- [INFORMATION SHOWN]:

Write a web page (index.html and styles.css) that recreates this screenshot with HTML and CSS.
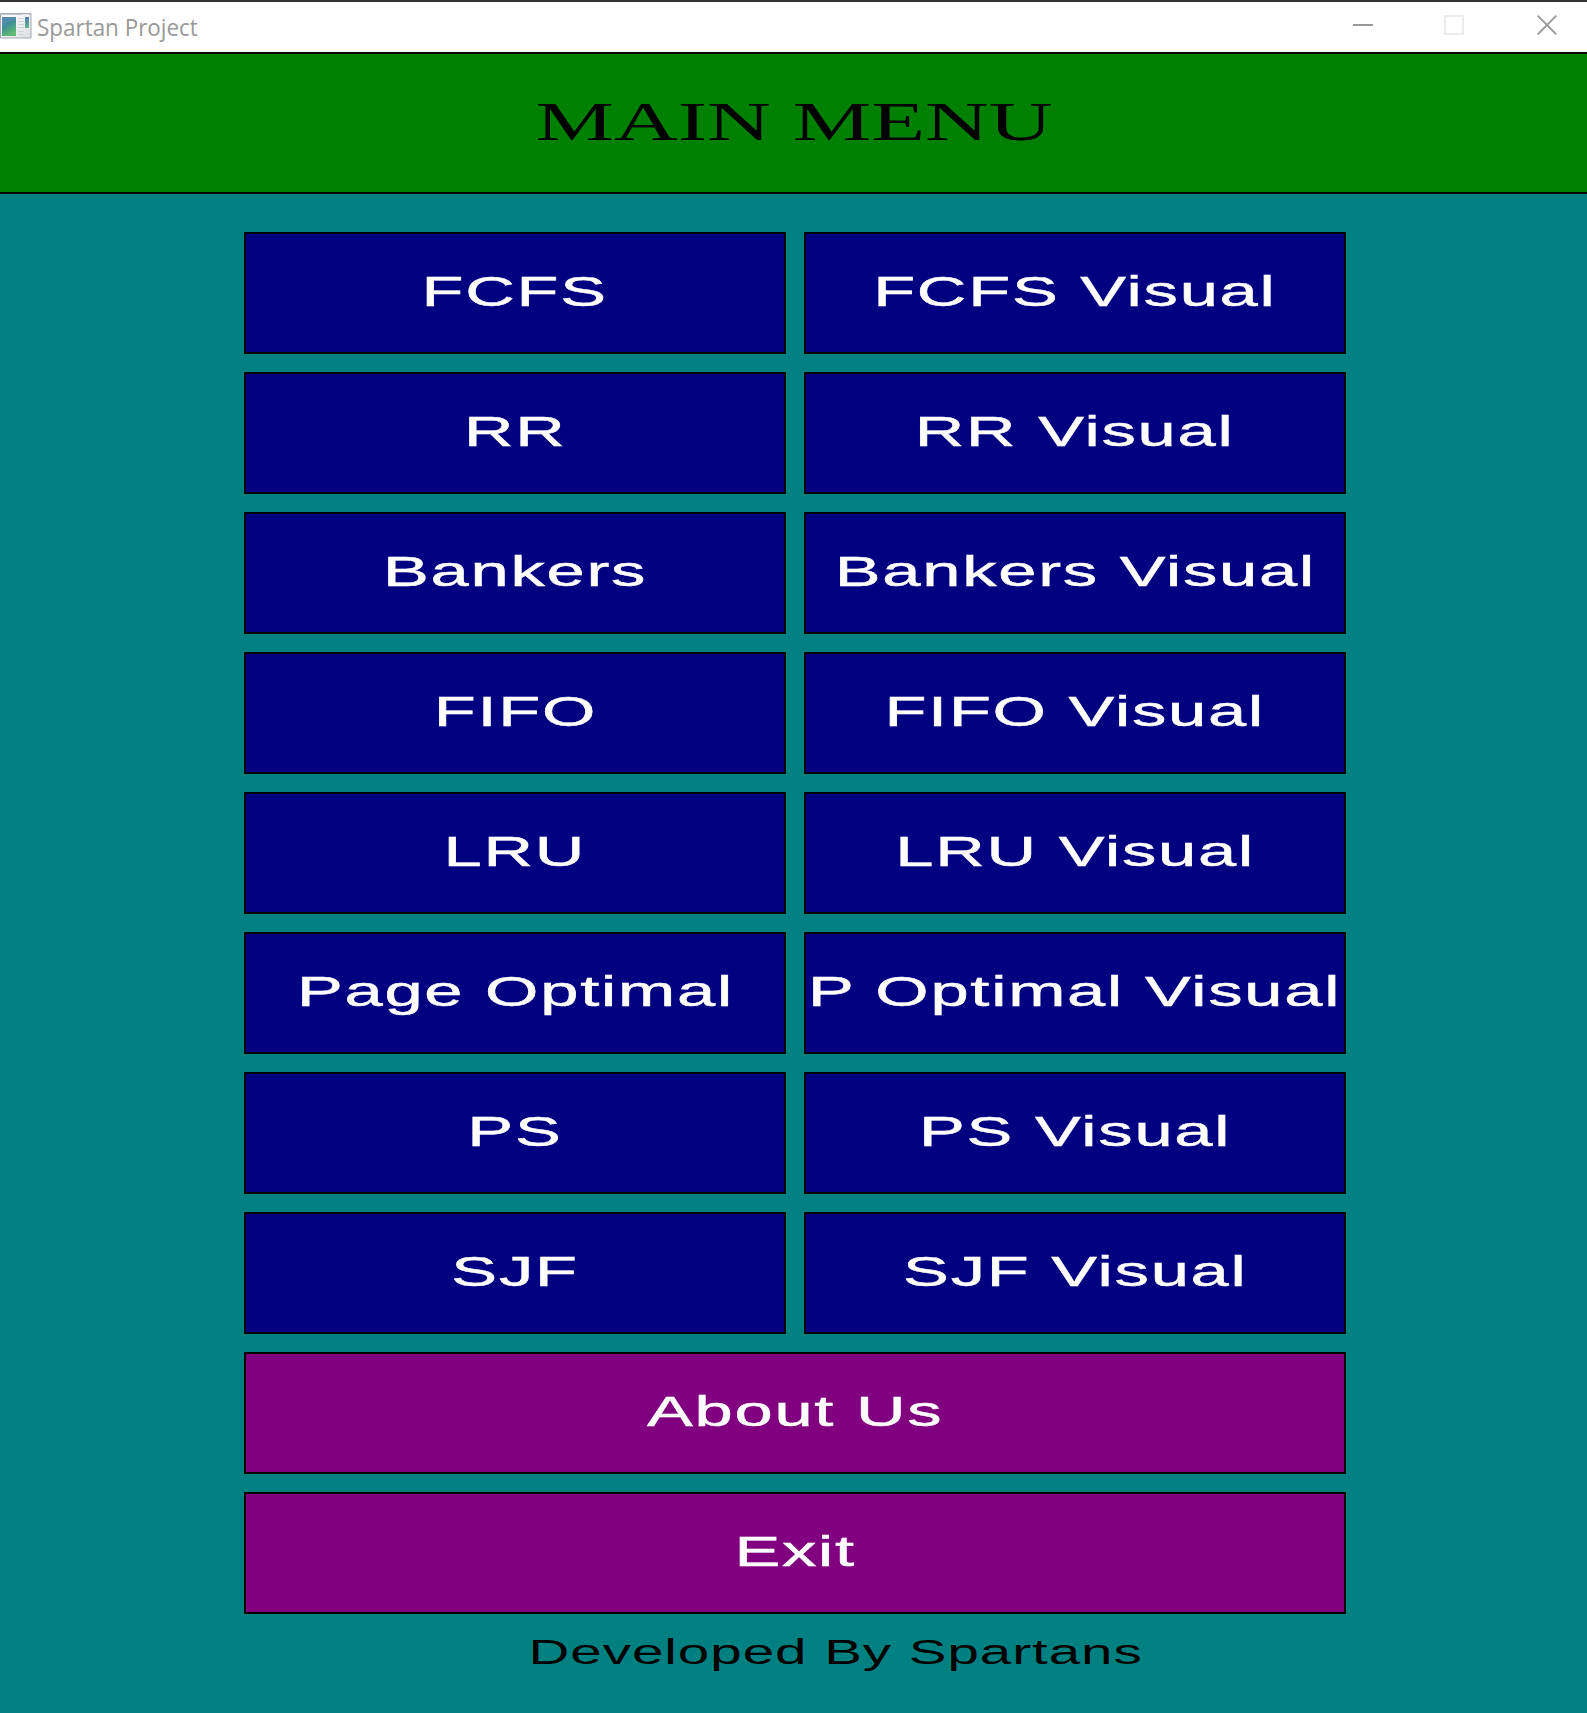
FILE: index.html
```html
<!DOCTYPE html>
<html lang="en">
<head>
<meta charset="utf-8">
<title>Spartan Project</title>
<link rel="stylesheet" href="styles.css">
</head>
<body>
<header class="titlebar">
  <svg class="app-icon" width="32" height="26" viewBox="0 0 32 26">
    <defs>
      <linearGradient id="screen" x1="0" y1="0" x2="0.4" y2="1"><stop offset="0" stop-color="#4779ad"/><stop offset="0.5" stop-color="#41909a"/><stop offset="1" stop-color="#5fbb70"/></linearGradient>
      <linearGradient id="side" x1="0" y1="0" x2="0" y2="1"><stop offset="0" stop-color="#4a7fb0"/><stop offset="1" stop-color="#5fb98a"/></linearGradient>
      <linearGradient id="frame" x1="0" y1="0" x2="1" y2="1"><stop offset="0" stop-color="#ffffff"/><stop offset="1" stop-color="#dedfe3"/></linearGradient>
    </defs>
    <path d="M.5 .5H31V25H.5Z" fill="url(#frame)" stroke="#a4a8b0"/>
    <path d="M0 1.2H31" stroke="#aeb1bf"/>
    <path d="M22 1.5h7" stroke="#e6e8ef"/>
    <rect x="2" y="4" width="14" height="19" fill="url(#screen)"/>
    <path d="M2 14Q6 8 16 7V4H2Z" fill="#6d9fc4" opacity=".35"/>
    <path d="M18 5.5h6M18 8.5h6M18 11.5h6M18 14.5h6M18 18.5h6M18 21.5h6" stroke="#d0d2d6"/>
    <rect x="25" y="4" width="4" height="11" fill="url(#side)"/>
  </svg>
  <span class="window-title">Spartan Project</span>
  <div class="controls">
    <svg class="minimize" width="20" height="20" viewBox="0 0 20 20"><path d="M0 10H20" stroke="#999" stroke-width="2"/></svg>
    <svg width="20" height="20" viewBox="0 0 20 20"><path d="M1 1H19V19H1Z" fill="none" stroke="#ebebeb" stroke-width="2"/></svg>
    <svg class="close" width="20" height="20" viewBox="0 0 20 20"><path d="M.7 .7L19.3 19.3M19.3 .7L.7 19.3" stroke="#999" stroke-width="1.9"/></svg>
  </div>
</header>
<div class="banner"><h1 class="heading">MAIN MENU</h1></div>
<main class="menu">
  <button class="item"><span class="label">FCFS</span></button>
  <button class="item"><span class="label">FCFS Visual</span></button>
  <button class="item"><span class="label">RR</span></button>
  <button class="item"><span class="label">RR Visual</span></button>
  <button class="item"><span class="label">Bankers</span></button>
  <button class="item"><span class="label">Bankers Visual</span></button>
  <button class="item"><span class="label">FIFO</span></button>
  <button class="item"><span class="label">FIFO Visual</span></button>
  <button class="item"><span class="label">LRU</span></button>
  <button class="item"><span class="label">LRU Visual</span></button>
  <button class="item"><span class="label">Page Optimal</span></button>
  <button class="item"><span class="label">P Optimal Visual</span></button>
  <button class="item"><span class="label">PS</span></button>
  <button class="item"><span class="label">PS Visual</span></button>
  <button class="item"><span class="label">SJF</span></button>
  <button class="item"><span class="label">SJF Visual</span></button>
  <button class="item wide"><span class="label">About Us</span></button>
  <button class="item wide"><span class="label">Exit</span></button>
</main>
<footer class="footer"><span class="credit">Developed By Spartans</span></footer>
</body>
</html>
```
FILE: styles.css
```css
* { box-sizing: border-box; }

body {
  margin: 0;
  min-height: 1713px;
  overflow: hidden;
  background: #008080;
  font-family: "Liberation Sans", Arial, sans-serif;
}

.titlebar {
  display: flex;
  align-items: center;
  height: 54px;
  padding-bottom: 2px;
  background: #fff;
  border-top: 2px solid #353334;
  border-bottom: 2px solid #000;
}

.app-icon { flex: none; }

.window-title {
  margin-left: 5px;
  font-family: "Open Sans", "Noto Sans", sans-serif;
  font-size: 23px;
  line-height: 30px;
  padding-top: 1px;
  color: #999;
  white-space: nowrap;
  transform: scaleX(.975);
  transform-origin: left;
}

.controls {
  display: flex;
  gap: 73px;
  margin-left: auto;
  padding: 0 30px 2px 0;
}

.controls svg { display: block; }

.controls .minimize { margin-right: -2px; }

.banner {
  display: flex;
  justify-content: center;
  height: 140px;
  background: #008000;
  border-bottom: 2px solid #000;
}

.heading {
  margin: 0;
  padding-left: 1px;
  font: 400 54.5px/136px "Liberation Serif", "Times New Roman", serif;
  color: #000;
  white-space: nowrap;
  transform: scaleX(1.618);
}

.menu {
  display: grid;
  grid-template-columns: 542px 542px;
  grid-auto-rows: 122px;
  gap: 18px;
  margin: 38px 0 0 244px;
}

.item {
  display: flex;
  align-items: center;
  justify-content: center;
  min-width: 0;
  padding: 0 0 4px;
  background: #000080;
  border: 2px solid #000;
  border-radius: 0;
  color: #fff;
  font-family: inherit;
  font-size: 43.2px;
  line-height: 50px;
}

.wide {
  grid-column: 1 / -1;
  background: #800080;
}

.label {
  white-space: nowrap;
  letter-spacing: 1.1px;
  -webkit-text-stroke: .5px #fff;
  transform: scaleX(1.59);
}

.footer {
  display: flex;
  justify-content: center;
  padding: 18px 0 0 85px;
}

.credit {
  font-size: 34.9px;
  line-height: 40px;
  letter-spacing: .6px;
  color: #000;
  white-space: nowrap;
  transform: scaleX(1.62);
}
```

- [WRITTEN PROBLEM]: From the listing, extract all text exactly as given and drop any picture.

- [SOLUTION]:
Write a web page (index.html and styles.css) that recreates this screenshot with HTML and CSS.
FILE: index.html
```html
<!DOCTYPE html>
<html lang="en">
<head>
<meta charset="utf-8">
<title>Spartan Project</title>
<link rel="stylesheet" href="styles.css">
</head>
<body>
<header class="titlebar">
  <svg class="app-icon" width="32" height="26" viewBox="0 0 32 26">
    <defs>
      <linearGradient id="screen" x1="0" y1="0" x2="0.4" y2="1"><stop offset="0" stop-color="#4779ad"/><stop offset="0.5" stop-color="#41909a"/><stop offset="1" stop-color="#5fbb70"/></linearGradient>
      <linearGradient id="side" x1="0" y1="0" x2="0" y2="1"><stop offset="0" stop-color="#4a7fb0"/><stop offset="1" stop-color="#5fb98a"/></linearGradient>
      <linearGradient id="frame" x1="0" y1="0" x2="1" y2="1"><stop offset="0" stop-color="#ffffff"/><stop offset="1" stop-color="#dedfe3"/></linearGradient>
    </defs>
    <path d="M.5 .5H31V25H.5Z" fill="url(#frame)" stroke="#a4a8b0"/>
    <path d="M0 1.2H31" stroke="#aeb1bf"/>
    <path d="M22 1.5h7" stroke="#e6e8ef"/>
    <rect x="2" y="4" width="14" height="19" fill="url(#screen)"/>
    <path d="M2 14Q6 8 16 7V4H2Z" fill="#6d9fc4" opacity=".35"/>
    <path d="M18 5.5h6M18 8.5h6M18 11.5h6M18 14.5h6M18 18.5h6M18 21.5h6" stroke="#d0d2d6"/>
    <rect x="25" y="4" width="4" height="11" fill="url(#side)"/>
  </svg>
  <span class="window-title">Spartan Project</span>
  <div class="controls">
    <svg class="minimize" width="20" height="20" viewBox="0 0 20 20"><path d="M0 10H20" stroke="#999" stroke-width="2"/></svg>
    <svg width="20" height="20" viewBox="0 0 20 20"><path d="M1 1H19V19H1Z" fill="none" stroke="#ebebeb" stroke-width="2"/></svg>
    <svg class="close" width="20" height="20" viewBox="0 0 20 20"><path d="M.7 .7L19.3 19.3M19.3 .7L.7 19.3" stroke="#999" stroke-width="1.9"/></svg>
  </div>
</header>
<div class="banner"><h1 class="heading">MAIN MENU</h1></div>
<main class="menu">
  <button class="item"><span class="label">FCFS</span></button>
  <button class="item"><span class="label">FCFS Visual</span></button>
  <button class="item"><span class="label">RR</span></button>
  <button class="item"><span class="label">RR Visual</span></button>
  <button class="item"><span class="label">Bankers</span></button>
  <button class="item"><span class="label">Bankers Visual</span></button>
  <button class="item"><span class="label">FIFO</span></button>
  <button class="item"><span class="label">FIFO Visual</span></button>
  <button class="item"><span class="label">LRU</span></button>
  <button class="item"><span class="label">LRU Visual</span></button>
  <button class="item"><span class="label">Page Optimal</span></button>
  <button class="item"><span class="label">P Optimal Visual</span></button>
  <button class="item"><span class="label">PS</span></button>
  <button class="item"><span class="label">PS Visual</span></button>
  <button class="item"><span class="label">SJF</span></button>
  <button class="item"><span class="label">SJF Visual</span></button>
  <button class="item wide"><span class="label">About Us</span></button>
  <button class="item wide"><span class="label">Exit</span></button>
</main>
<footer class="footer"><span class="credit">Developed By Spartans</span></footer>
</body>
</html>
```
FILE: styles.css
```css
* { box-sizing: border-box; }

body {
  margin: 0;
  min-height: 1713px;
  overflow: hidden;
  background: #008080;
  font-family: "Liberation Sans", Arial, sans-serif;
}

.titlebar {
  display: flex;
  align-items: center;
  height: 54px;
  padding-bottom: 2px;
  background: #fff;
  border-top: 2px solid #353334;
  border-bottom: 2px solid #000;
}

.app-icon { flex: none; }

.window-title {
  margin-left: 5px;
  font-family: "Open Sans", "Noto Sans", sans-serif;
  font-size: 23px;
  line-height: 30px;
  padding-top: 1px;
  color: #999;
  white-space: nowrap;
  transform: scaleX(.975);
  transform-origin: left;
}

.controls {
  display: flex;
  gap: 73px;
  margin-left: auto;
  padding: 0 30px 2px 0;
}

.controls svg { display: block; }

.controls .minimize { margin-right: -2px; }

.banner {
  display: flex;
  justify-content: center;
  height: 140px;
  background: #008000;
  border-bottom: 2px solid #000;
}

.heading {
  margin: 0;
  padding-left: 1px;
  font: 400 54.5px/136px "Liberation Serif", "Times New Roman", serif;
  color: #000;
  white-space: nowrap;
  transform: scaleX(1.618);
}

.menu {
  display: grid;
  grid-template-columns: 542px 542px;
  grid-auto-rows: 122px;
  gap: 18px;
  margin: 38px 0 0 244px;
}

.item {
  display: flex;
  align-items: center;
  justify-content: center;
  min-width: 0;
  padding: 0 0 4px;
  background: #000080;
  border: 2px solid #000;
  border-radius: 0;
  color: #fff;
  font-family: inherit;
  font-size: 43.2px;
  line-height: 50px;
}

.wide {
  grid-column: 1 / -1;
  background: #800080;
}

.label {
  white-space: nowrap;
  letter-spacing: 1.1px;
  -webkit-text-stroke: .5px #fff;
  transform: scaleX(1.59);
}

.footer {
  display: flex;
  justify-content: center;
  padding: 18px 0 0 85px;
}

.credit {
  font-size: 34.9px;
  line-height: 40px;
  letter-spacing: .6px;
  color: #000;
  white-space: nowrap;
  transform: scaleX(1.62);
}
```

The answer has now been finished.